CHALLENGE. Scan the material for the word "React", and copy each line where it shows up.

PROVIDED DATA.
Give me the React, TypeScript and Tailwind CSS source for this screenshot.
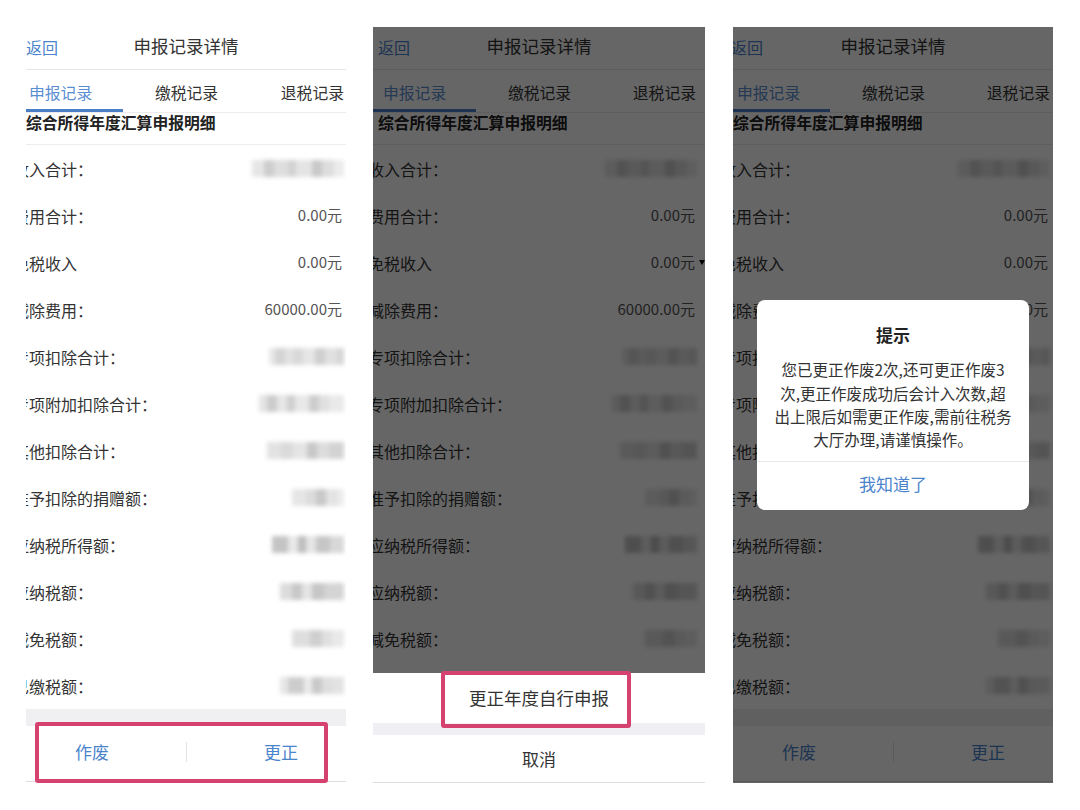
import React from "react";

type Seg = [number, string];
type Row = { label: string; value?: string; blur?: Seg[] };

const rows: Row[] = [
  {
    label: "收入合计：",
    blur: [[12, "#e6e6e6"], [10, "#cdcdcd"], [14, "#dedede"], [8, "#d2d2d2"], [16, "#e4e4e4"], [10, "#c9c9c9"], [12, "#dddddd"], [10, "#ececec"]],
  },
  { label: "费用合计：", value: "0.00元" },
  { label: "免税收入", value: "0.00元" },
  { label: "减除费用：", value: "60000.00元" },
  {
    label: "专项扣除合计：",
    blur: [[6, "#e8e8e8"], [10, "#d4d4d4"], [8, "#e2e2e2"], [10, "#d9d9d9"], [12, "#e6e6e6"], [10, "#cfcfcf"], [12, "#e0e0e0"], [7, "#d6d6d6"]],
  },
  {
    label: "专项附加扣除合计：",
    blur: [[8, "#e4e4e4"], [10, "#cccccc"], [10, "#e6e6e6"], [8, "#cfcfcf"], [14, "#e8e8e8"], [10, "#cdcdcd"], [10, "#e0e0e0"], [15, "#e9e9e9"]],
  },
  {
    label: "其他扣除合计：",
    blur: [[14, "#e2e2e2"], [12, "#dadada"], [14, "#e5e5e5"], [10, "#c8c8c8"], [12, "#dcdcdc"], [15, "#d3d3d3"]],
  },
  {
    label: "准予扣除的捐赠额：",
    blur: [[14, "#e6e6e6"], [10, "#dcdcdc"], [10, "#c9c9c9"], [12, "#e3e3e3"], [6, "#ececec"]],
  },
  {
    label: "应纳税所得额：",
    blur: [[16, "#c4c4c4"], [10, "#e8e8e8"], [8, "#bdbdbd"], [10, "#e5e5e5"], [14, "#c6c6c6"], [14, "#d8d8d8"]],
  },
  {
    label: "应纳税额：",
    blur: [[12, "#dcdcdc"], [10, "#c8c8c8"], [10, "#e4e4e4"], [12, "#c6c6c6"], [20, "#d4d4d4"]],
  },
  {
    label: "减免税额：",
    blur: [[18, "#dedede"], [12, "#cfcfcf"], [10, "#e0e0e0"], [12, "#e9e9e9"]],
  },
  {
    label: "已缴税额：",
    blur: [[8, "#e6e6e6"], [16, "#cdcdcd"], [8, "#eaeaea"], [10, "#c9c9c9"], [10, "#dedede"], [12, "#e2e2e2"]],
  },
];

function Blur({ segs }: { segs: Seg[] }) {
  return (
    <div className="-mr-[2px] flex h-[17px] blur-[2px]">
      {segs.map(([w, c], i) => (
        <span key={i} style={{ width: w, background: c }} />
      ))}
    </div>
  );
}

type ScreenProps = {
  w: string;
  back: string;
  tabs: string;
  line: string;
  title: string;
  label: string;
  pr: string;
  caret?: boolean;
  children?: React.ReactNode;
};

function Screen({ w, back, tabs, line, title, label, pr, caret, children }: ScreenProps) {
  return (
    <div className={`relative h-[756px] shrink-0 overflow-hidden bg-white ${w}`}>
      {/* header */}
      <div className="grid h-[43px] grid-cols-[1fr_auto_1fr] items-center border-b border-[#e6e6e6] pb-[3px]">
        <span className={`text-[16px] text-[#4a84cc] ${back}`}>返回</span>
        <span className="text-[17.5px] text-[#333]">申报记录详情</span>
        <span />
      </div>

      {/* tabs */}
      <div className={`relative flex h-[43px] items-center justify-between border-b border-[#ececec] pt-[3px] text-[15.8px] text-[#333] ${tabs}`}>
        <span className="text-[#5a8ed2]">申报记录</span>
        <span>缴税记录</span>
        <span>退税记录</span>
        <span className={`absolute bottom-0 left-0 h-[3px] bg-[#4a7fc8] ${line}`} />
      </div>

      <div className={`h-[32px] border-b border-[#eeeeee] text-[15.8px] font-bold leading-[20px] text-[#222] ${title}`}>
        综合所得年度汇算申报明细
      </div>

      {rows.map((r) => (
        <div key={r.label} className={`flex h-[47px] items-center justify-between ${pr}`}>
          <span className={`whitespace-nowrap text-[16px] text-[#333] ${label}`}>{r.label}</span>
          {r.value ? (
            <span className="flex items-center text-[15px] text-[#555]">
              {r.value}
              {caret && r.label === "免税收入" && (
                <span className="-mr-[10px] ml-[4px] h-0 w-0 border-x-[3px] border-t-[5px] border-x-transparent border-t-black" />
              )}
            </span>
          ) : (
            r.blur && <Blur segs={r.blur} />
          )}
        </div>
      ))}

      <div className="h-[17px] bg-[#f0f0f2]" />
      <div className="flex h-[56px] items-center border-b border-[#dddddd] pb-[4px] text-[17px] text-[#4a84cc]">
        <div className="w-[160px] pl-[49px]">作废</div>
        <div className="h-[20px] w-px bg-[#e3e3e3]" />
        <div className="flex-1 pl-[77px]">更正</div>
      </div>

      {children}
    </div>
  );
}

export default function App() {
  return (
    <div className="flex h-[810px] w-[1080px] bg-white pt-[27px] font-['Noto_Sans_CJK_SC','Noto_Sans',sans-serif]">
      <div className="ml-[26px]">
        <Screen w="w-[320px]" back="" tabs="pl-[3px] pr-[2px]" line="w-[97px]" title="" label="-ml-[13px]" pr="pr-[4px]">
          <div className="absolute left-[9px] top-[695px] h-[61px] w-[293px] rounded-[3px] border-[4px] border-[#d6426f]" />
        </Screen>
      </div>

      <div className="ml-[27px]">
        <Screen
          w="w-[332px]"
          back="pl-[5px]"
          tabs="pl-[10px] pr-[9px]"
          line="w-[103px]"
          title="pl-[5px]"
          label="-ml-[5px]"
          pr="pr-[10px]"
          caret
        >
          <div className="absolute inset-0 bg-black/60" />
          <div className="absolute inset-x-0 bottom-0 bg-white text-[#333]">
            <div className="flex h-[50px] items-center justify-center text-[17.5px]">更正年度自行申报</div>
            <div className="h-[12px] bg-[#efeff4]" />
            <div className="flex h-[48px] items-center justify-center border-b border-[#dddddd] text-[17px]">取消</div>
          </div>
          <div className="absolute left-[68px] top-[644px] h-[57px] w-[190px] rounded-[3px] border-[4px] border-[#d6426f]" />
        </Screen>
      </div>

      <div className="ml-[28px]">
        <Screen w="w-[320px]" back="-ml-[2px]" tabs="pl-[4px] pr-[3px]" line="w-[97px]" title="" label="-ml-[13px]" pr="pr-[5px]">
          <div className="absolute inset-0 flex items-center justify-center bg-black/60">
            <div className="w-[272px] overflow-hidden rounded-[8px] bg-white">
              <div className="px-[12px] pb-[9px] pt-[24px] text-center">
                <div className="text-[17px] font-bold leading-[22px] text-[#222]">提示</div>
                <div className="mt-[12px] whitespace-nowrap text-[15.5px] leading-[23.3px] text-[#333]">
                  您已更正作废2次,还可更正作废3
                  <br />
                  次,更正作废成功后会计入次数,超
                  <br />
                  出上限后如需更正作废,需前往税务
                  <br />
                  大厅办理,请谨慎操作。
                </div>
              </div>
              <div className="flex h-[49px] items-center justify-center border-t border-[#e8e8e8] pb-[4px] text-[17px] text-[#4a84cc]">
                我知道了
              </div>
            </div>
          </div>
        </Screen>
      </div>
    </div>
  );
}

WRITTEN ANSWER.
Give me the React, TypeScript and Tailwind CSS source for this screenshot.
import React from "react";
  children?: React.ReactNode;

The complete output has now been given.